We really appreciate this.

First of all I'll give you a generic review of the whole library design.
The specific comments will be added within the particular code.

As I already told you in the chat, the ntb_perf driver can be used as a basis
or as a reference for the whole library:

>> [2018-03-14 04:54:10] <fancer> rauji: regarding the library. You can find the
>> reference code in the new ntb_perf driver in the section named service. At least
>> it is the basic functionality which implements the cross-interface communications.
>> [2018-03-14 04:58:00] <fancer> Regarding the whole library interface and ntb.h
>> alterations I'd strongly recommend to discuss the architecture here so to avoid
>> an excess patchets iterations and make all of us happy about the change)
>> [2018-03-14 20:34:02] <rauji> hi fancer : yes
>> [2018-03-14 20:34:10] <rauji> am using ntb_perf as reference and already implemented
>> it, right now just refactoring the code
>> [2018-03-14 20:40:11] <rauji> fancer: I am following your suggestions so there wont
>> be any issues with architectural changes,

Definitely I didn't tell you just to copy-and-paste the whole service functions
from ntb_perf. One of the ntb_perf driver purpose was to create an example of
possible cross-interface communication code, which turned to be the "service"
subsystem of the driver. My idea was to have it used as a proof of concept and
a stably working code for the future cross-iface library. The library is going
to be a part of the NTB API itself - a part of the generic interface for the
whole NTB subsystem, so I recommended to have the design discussed first, otherwise
you'd risk to face review requests which would cause a serious code refactoring.
As far as I can see, it turned out to be true.

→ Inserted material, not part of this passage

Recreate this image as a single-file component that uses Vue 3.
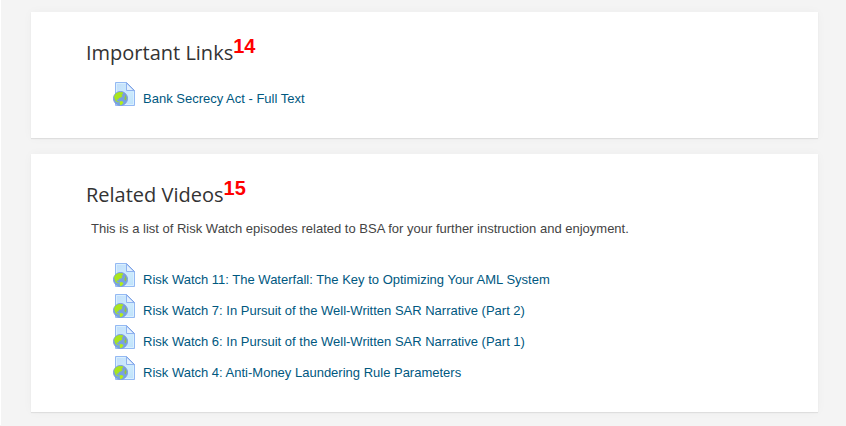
<script setup>
const sections = [
  {
    id: 'links',
    title: 'Important Links',
    marker: '14',
    intro: '',
    links: ['Bank Secrecy Act - Full Text'],
  },
  {
    id: 'videos',
    title: 'Related Videos',
    marker: '15',
    intro: 'This is a list of Risk Watch episodes related to BSA for your further instruction and enjoyment.',
    links: [
      'Risk Watch 11: The Waterfall: The Key to Optimizing Your AML System',
      'Risk Watch 7: In Pursuit of the Well-Written SAR Narrative (Part 2)',
      'Risk Watch 6: In Pursuit of the Well-Written SAR Narrative (Part 1)',
      'Risk Watch 4: Anti-Money Laundering Rule Parameters',
    ],
  },
]
</script>

<template>
  <main class="page">
    <section v-for="section in sections" :key="section.id" class="card" :aria-labelledby="section.id">
      <header class="heading">
        <h2 :id="section.id" class="title">{{ section.title }}</h2>
        <span class="marker">{{ section.marker }}</span>
      </header>
      <p v-if="section.intro" class="intro">{{ section.intro }}</p>
      <ul class="list">
        <li v-for="link in section.links" :key="link" class="item">
          <a class="link" href="#">
            <svg class="icon" viewBox="0 0 24 24" aria-hidden="true">
              <defs>
                <linearGradient id="sheet" x1="0" y1="0" x2="1" y2="1">
                  <stop offset="0" stop-color="#c2defa" />
                  <stop offset="0.6" stop-color="#cdebfd" />
                  <stop offset="1" stop-color="#bce0fa" />
                </linearGradient>
                <linearGradient id="sea" x1="0" y1="0" x2="0" y2="1">
                  <stop offset="0" stop-color="#7d9cd8" />
                  <stop offset="1" stop-color="#72a4ea" />
                </linearGradient>
              </defs>
              <path d="M3.5.5h11l8 8v15h-19z" fill="url(#sheet)" stroke="#94b9f3" />
              <path d="M4.500 22.500V1.500H13.500M21.500 10v12.500h-17" fill="none" stroke="#d9effe" />
              <path d="M14.500 1v7.500H22z" fill="#e3f0fd" stroke="#8fb2f0" stroke-linejoin="round" />
              <path d="M14.500.5l8 8" fill="none" stroke="#7fa4e6" />
              <circle cx="8.500" cy="16.500" r="7" fill="url(#sea)" stroke="#7d9bdb" />
              <path d="M2 14.500l1.800-3 3.200-1.500 3.800.2.200 1.800-1.500.5 1 1.500-1.500 1.500-2 .5-.8 1.800-1.700-.3.500 1.500 2 .8-1 .8-2.500-1.500L2.500 16z" fill="#a9e51e" />
              <path d="M7.500 19.500l2-.5 2 1-.8 1.800-1.700 1.500-1-.5z" fill="#b4ee18" />
              <path d="M13 12.500l1 1.500.5 2.500-.8 2-1-.8-.4-2 .9-1z" fill="#94c63f" />
            </svg>
            <span>{{ link }}</span>
          </a>
        </li>
      </ul>
    </section>
  </main>
</template>

<style>
body {
  margin: 0;
  background: #f4f4f4;
}
</style>

<style scoped>
.page {
  display: flex;
  flex-direction: column;
  gap: 16px;
  padding: 12px 28px 13px 30px;
  border-left: 1px solid #fff;
  font-family: "Liberation Sans", Arial, sans-serif;
  font-size: 13px;
  line-height: 20px;
  color: #444;
}

.card {
  padding: 24px 55px 30px;
  background: #fff;
  box-shadow: 0 1px 1px rgba(0, 0, 0, 0.08), 0 0 10px rgba(0, 0, 0, 0.03);
}

.heading {
  display: flex;
  align-items: flex-start;
}

.title {
  margin: 0;
  padding-top: 3px;
  font-family: "Open Sans", sans-serif;
  font-size: 20px;
  font-weight: 400;
  line-height: 28px;
  color: #333;
}

.marker {
  font-size: 20px;
  font-weight: 700;
  line-height: 20px;
  color: #f00;
}

.intro {
  margin: 10px 5px 24px;
}

.list {
  display: flex;
  flex-direction: column;
  gap: 5px;
  margin: 15px 0 0;
  padding: 0 0 0 26px;
  list-style: none;
}

.item {
  display: flex;
}

.link {
  display: flex;
  align-items: flex-start;
  gap: 7px;
  color: #00587f;
  text-decoration: none;
}

.link span {
  padding-top: 8px;
  line-height: 18px;
}

.link:hover span {
  text-decoration: underline;
}

.icon {
  flex: none;
  width: 24px;
  height: 24px;
}
</style>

The whole idea of the cross-iface library was to encapsulate the
scratchpad/message registers interface, so to have a generic way of data
exchange between NTB peers before NTB link is actually initialized and up for
MW usage. The main purpose, of course, was to send/receive memory-window
information across, but in general the hardware doesn't prevent it from
sending any type of data. A lot of scenario come to my mind, when the random
data exchange can be utilized before actual MW initialization. For instance
imagine if you first needed to identify a peer (by using an rsa-key or
something else) before you'd sent a pure memory region base address.

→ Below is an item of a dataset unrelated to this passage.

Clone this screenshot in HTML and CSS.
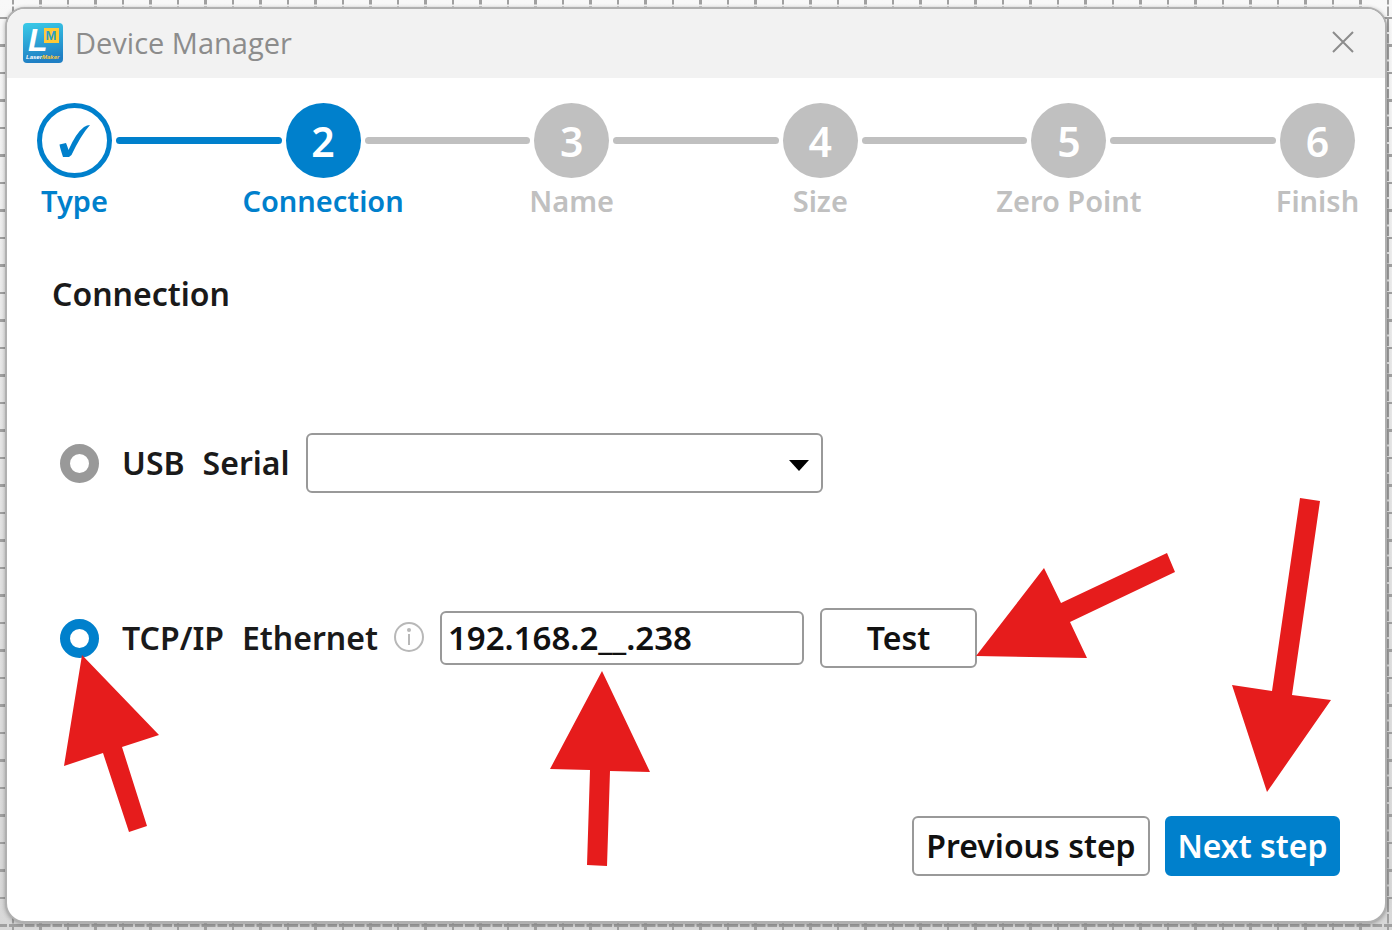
FILE: index.html
```html
<!DOCTYPE html>
<html lang="en">
<head>
    <meta charset="UTF-8">
    <title>Device Manager</title>
    <link rel="stylesheet" href="styles.css">
</head>
<body>
    <!-- Canvas grid behind the dialog -->
    <svg class="grid" aria-hidden="true">
        <defs>
            <pattern id="gridLines" x="11" y="16" width="55" height="55" patternUnits="userSpaceOnUse">
                <g stroke="#a0a0a0" stroke-dasharray="12 2 9.500 2 2 0">
                    <path d="M0 2H55" stroke-width="2"/>
                    <path d="M0 29.500H55" stroke-width="3"/>
                    <path d="M2 0V55" stroke-width="2" stroke-dashoffset="-4"/>
                    <path d="M29.500 0V55" stroke-width="3" stroke-dashoffset="-4"/>
                </g>
            </pattern>
        </defs>
        <rect width="100%" height="100%" fill="url(#gridLines)"/>
    </svg>

    <main class="dialog">
        <!-- Title bar -->
        <header class="title-bar">
            <svg class="logo" viewBox="0 0 40 40" aria-hidden="true">
                <defs>
                    <linearGradient id="logoFill" x1="0" y1="0" x2="0.2" y2="1">
                        <stop offset="0" stop-color="#3acbe8"/>
                        <stop offset="1" stop-color="#1f7fc4"/>
                    </linearGradient>
                </defs>
                <rect width="40" height="40" rx="4" fill="url(#logoFill)"/>
                <text x="5" y="28" class="logo-l">L</text>
                <rect x="21" y="5" width="15" height="15" fill="#ffc936"/>
                <text x="28" y="17" class="logo-m">M</text>
                <text x="3" y="36" class="logo-name">Laser<tspan fill="#ffc936">Maker</tspan></text>
            </svg>
            <h1>Device Manager</h1>
            <button class="close" aria-label="Close">
                <svg width="22" height="22" viewBox="0 0 22 22"><path d="M1 1L21 21M21 1L1 21" stroke="#8c8c8c" stroke-width="2"/></svg>
            </button>
        </header>

        <!-- Progress steps -->
        <ol class="steps">
            <li class="step done">
                <span class="circle">
                    <svg width="32" height="34" viewBox="0 0 32 34"><path d="M0.500 20.500L7 19Q9 24 9.500 26Q17 9 25 3Q28 1 31 1Q22 11 12.500 31L10 33H4Q1 24 .5 20.500Z" fill="#0080cc"/></svg>
                </span>
                <span class="name">Type</span>
            </li>
            <li class="line done"></li>
            <li class="step active"><span class="circle">2</span><span class="name">Connection</span></li>
            <li class="line"></li>
            <li class="step"><span class="circle">3</span><span class="name">Name</span></li>
            <li class="line"></li>
            <li class="step"><span class="circle">4</span><span class="name">Size</span></li>
            <li class="line"></li>
            <li class="step"><span class="circle">5</span><span class="name">Zero Point</span></li>
            <li class="line"></li>
            <li class="step"><span class="circle">6</span><span class="name">Finish</span></li>
        </ol>

        <!-- Connection form -->
        <form class="connection">
            <h2>Connection</h2>

            <div class="row">
                <input type="radio" name="link" id="usb">
                <label for="usb"><span>USB</span><span>Serial</span></label>
                <div class="select-box">
                    <select aria-label="Serial port"><option></option></select>
                    <svg class="caret" width="20" height="11" viewBox="0 0 20 11"><path d="M0 0H20L10 11Z"/></svg>
                </div>
            </div>

            <div class="row">
                <div class="target">
                    <input type="radio" name="link" id="tcp" checked>
                    <svg class="arrow arrow-radio" width="96" height="178" viewBox="0 0 96 178"><path d="M18 0L95 80L58 92L83 171L65 177L39 98L0 111Z"/></svg>
                </div>
                <label for="tcp"><span>TCP/IP</span><span>Ethernet</span></label>
                <svg class="info" width="30" height="30" viewBox="0 0 30 30">
                    <circle cx="15" cy="15" r="14" fill="none" stroke="#b8b8b8" stroke-width="2"/>
                    <path d="M15 12V23" stroke="#b8b8b8" stroke-width="2"/>
                    <circle cx="15" cy="8" r="2" fill="#b8b8b8"/>
                </svg>
                <div class="target">
                    <input type="text" class="ip" value="192.168.2__.238" aria-label="IP address">
                    <svg class="arrow arrow-ip" width="100" height="196" viewBox="0 0 100 196"><path d="M52 0L100 101L60 100L57 195L37 194L40 99L0 98Z"/></svg>
                </div>
                <div class="target">
                    <button type="button" class="test">Test</button>
                    <svg class="arrow arrow-test" width="200" height="105" viewBox="0 0 200 105"><path d="M0 103L68 15L85 50L191 0L199 19L94 69L111 105Z"/></svg>
                </div>
            </div>

            <div class="actions">
                <button type="button">Previous step</button>
                <div class="target">
                    <button type="submit" class="primary">Next step</button>
                    <svg class="arrow arrow-next" width="100" height="294" viewBox="0 0 100 294"><path d="M68 0L88 3L60 197L99 202L35 294L0 187L40 193Z"/></svg>
                </div>
            </div>
        </form>
    </main>
</body>
</html>
```
FILE: styles.css
```css
* {
    box-sizing: border-box;
}

body {
    margin: 0;
    padding: 7px 5px 7px 5px;
    min-height: 100vh;
    display: flex;
    background: linear-gradient(#f8f8f8, #e8e8e8 40%, #d8d8d8);
    font-family: "Noto Sans", "Open Sans", sans-serif;
    font-weight: 600;
    font-size: 32px;
    color: #1a1a1a;
}

.grid {
    position: absolute;
    top: 0;
    left: 0;
    width: 100%;
    height: 100%;
}

/* Dialog window */
.dialog {
    position: relative;
    flex: 1;
    display: flex;
    flex-direction: column;
    border: 2px solid #b0b0b0;
    border-radius: 20px;
    background: white;
    box-shadow: 0 1px 4px rgba(0, 0, 0, 0.3);
}

.title-bar {
    display: flex;
    align-items: center;
    gap: 12px;
    height: 69px;
    padding: 0 31px 2px 16px;
    border-radius: 18px 18px 0 0;
    background: #f2f2f2;
}

.logo {
    width: 40px;
    height: 40px;
}

.logo-l {
    font: italic bold 32px "Liberation Sans", sans-serif;
    fill: white;
}

.logo-m {
    font: bold 13px "Liberation Sans", sans-serif;
    fill: #2a9fc4;
    text-anchor: middle;
}

.logo-name {
    font: italic bold 6px "Liberation Sans", sans-serif;
    fill: white;
}

h1 {
    flex: 1;
    margin: 0;
    font-family: "Open Sans", sans-serif;
    font-size: 29px;
    font-weight: 400;
    color: #8c8c8c;
}

/* Steps */
.steps {
    display: flex;
    margin: 0;
    padding: 25px 30px 0;
    list-style: none;
}

.step {
    display: flex;
    flex-direction: column;
    align-items: center;
    width: 75px;
    color: #c0c0c0;
}

.circle {
    display: flex;
    align-items: center;
    justify-content: center;
    width: 75px;
    height: 75px;
    border-radius: 50%;
    background: #c0c0c0;
    color: white;
    font-size: 41px;
}

.name {
    margin-top: 3px;
    font-size: 29px;
    line-height: 40px;
    white-space: nowrap;
}

.step.done,
.step.active {
    color: #0080cc;
}

.step.active .circle {
    background: #0080cc;
}

.step.done .circle {
    border: 5px solid #0080cc;
    background: white;
}

.line {
    flex: 1;
    height: 7px;
    margin: 34px 4px 0;
    border-radius: 4px;
    background: #c0c0c0;
}

.line.done {
    background: #0080cc;
}

/* Form */
.connection {
    flex: 1;
    display: flex;
    flex-direction: column;
    padding: 0 45px 45px 45px;
}

h2 {
    margin: 49px 0 115px;
    font-size: 32px;
    font-weight: 600;
    line-height: 48px;
}

.row {
    display: flex;
    align-items: center;
    height: 60px;
    margin-bottom: 115px;
    padding-left: 8px;
}

.target {
    position: relative;
    display: flex;
}

input[type="radio"] {
    appearance: none;
    width: 39px;
    height: 39px;
    margin: 0;
    border: 10px solid #999;
    border-radius: 50%;
}

input[type="radio"]:checked {
    border-color: #0080cc;
}

label {
    display: flex;
    gap: 18px;
    margin: 0 16px 0 23px;
    padding-bottom: 2px;
    white-space: nowrap;
}

select,
button,
input[type="text"] {
    border: 2px solid #999;
    border-radius: 6px;
    background: white;
    color: #111;
    font: inherit;
}

.select-box {
    position: relative;
}

select {
    display: block;
    appearance: none;
    width: 517px;
    height: 60px;
}

.caret {
    position: absolute;
    top: 27px;
    right: 14px;
}

.info {
    margin: 0 16px 3px 0;
}

input[type="text"].ip {
    width: 364px;
    height: 54px;
    margin-right: 16px;
    padding: 0 6px 2px;
    font-size: 33px;
}

button {
    height: 60px;
    padding: 0 0 2px;
    white-space: nowrap;
    cursor: pointer;
}

.test {
    width: 157px;
}

.actions {
    display: flex;
    justify-content: flex-end;
    gap: 15px;
    margin-top: auto;
}

.actions button {
    width: 238px;
}

.actions .primary {
    width: 175px;
    border-color: #0080cc;
    background: #0080cc;
    color: white;
}

.title-bar .close {
    display: flex;
    height: auto;
    border: none;
    background: none;
}

/* Red pointers */
.arrow {
    position: absolute;
    fill: #e61c1c;
    pointer-events: none;
}

.arrow-radio {
    top: 36px;
    left: 4px;
}

.arrow-ip {
    top: 60px;
    left: 110px;
}

.arrow-test {
    top: -55px;
    left: 156px;
}

.arrow-next {
    bottom: 84px;
    left: 67px;
}
```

Even though this more like a "philosophic" part, but this time Logan's opinion
happens to agree with the design we discussed a while ago with the rest of the
NTB maintainers:

1) Send/receive random data by means of the library 
2) Use either Scratchpads or Message registers for data exchange. If both
types of registers are available (like in case of IDT 89HPES8NT2) it's better
to use the Message ones, since they are better suitable for the library concept.
3) Use something like the following methods as the library interface:
- ntb_lib_exch_capability(ntb_dev) - return the maximum length of the data
array, which can be sent over the NTB device (or an error).
- ntb_lib_exch_init(ntb_dev, ntb_data_recv) - initialize the Cross-Iface library of
NTB device. It initializes the library for the specified NTB-device and sets the
callback method to have the client driver notified when an incoming data is
available,
- ntb_lib_exch_clear(ntb_dev) - clear the library: discard the library descriptor,
make sure there is no data pending to send/retrieve, the callback handler can be
safely discarded,
- ntb_lib_exch_send_sync(ntb_dev, pidx, len, data) - send data array of the passed
length over the NTB device using the Cross-Iface library. The method can sleep, so
can't be used in the atomic context,
- ntb_lib_exch_send_async(ntb_dev, pidx, len, data, callback) - the same function
as before, but can be executed with IRQs disable. When data is sent, the
callback method is executed for instance to free the memory allocated for the data.
- ntb_data_recv(ntb_dev, pidx, len, data) - callback method passed to the
ntb_lib_exch_init() function and called when new data arrived from the peer with
pidx index.

* the naming is of course discussable as well as the whole design, since we
were talking about it nearly 10 months ago.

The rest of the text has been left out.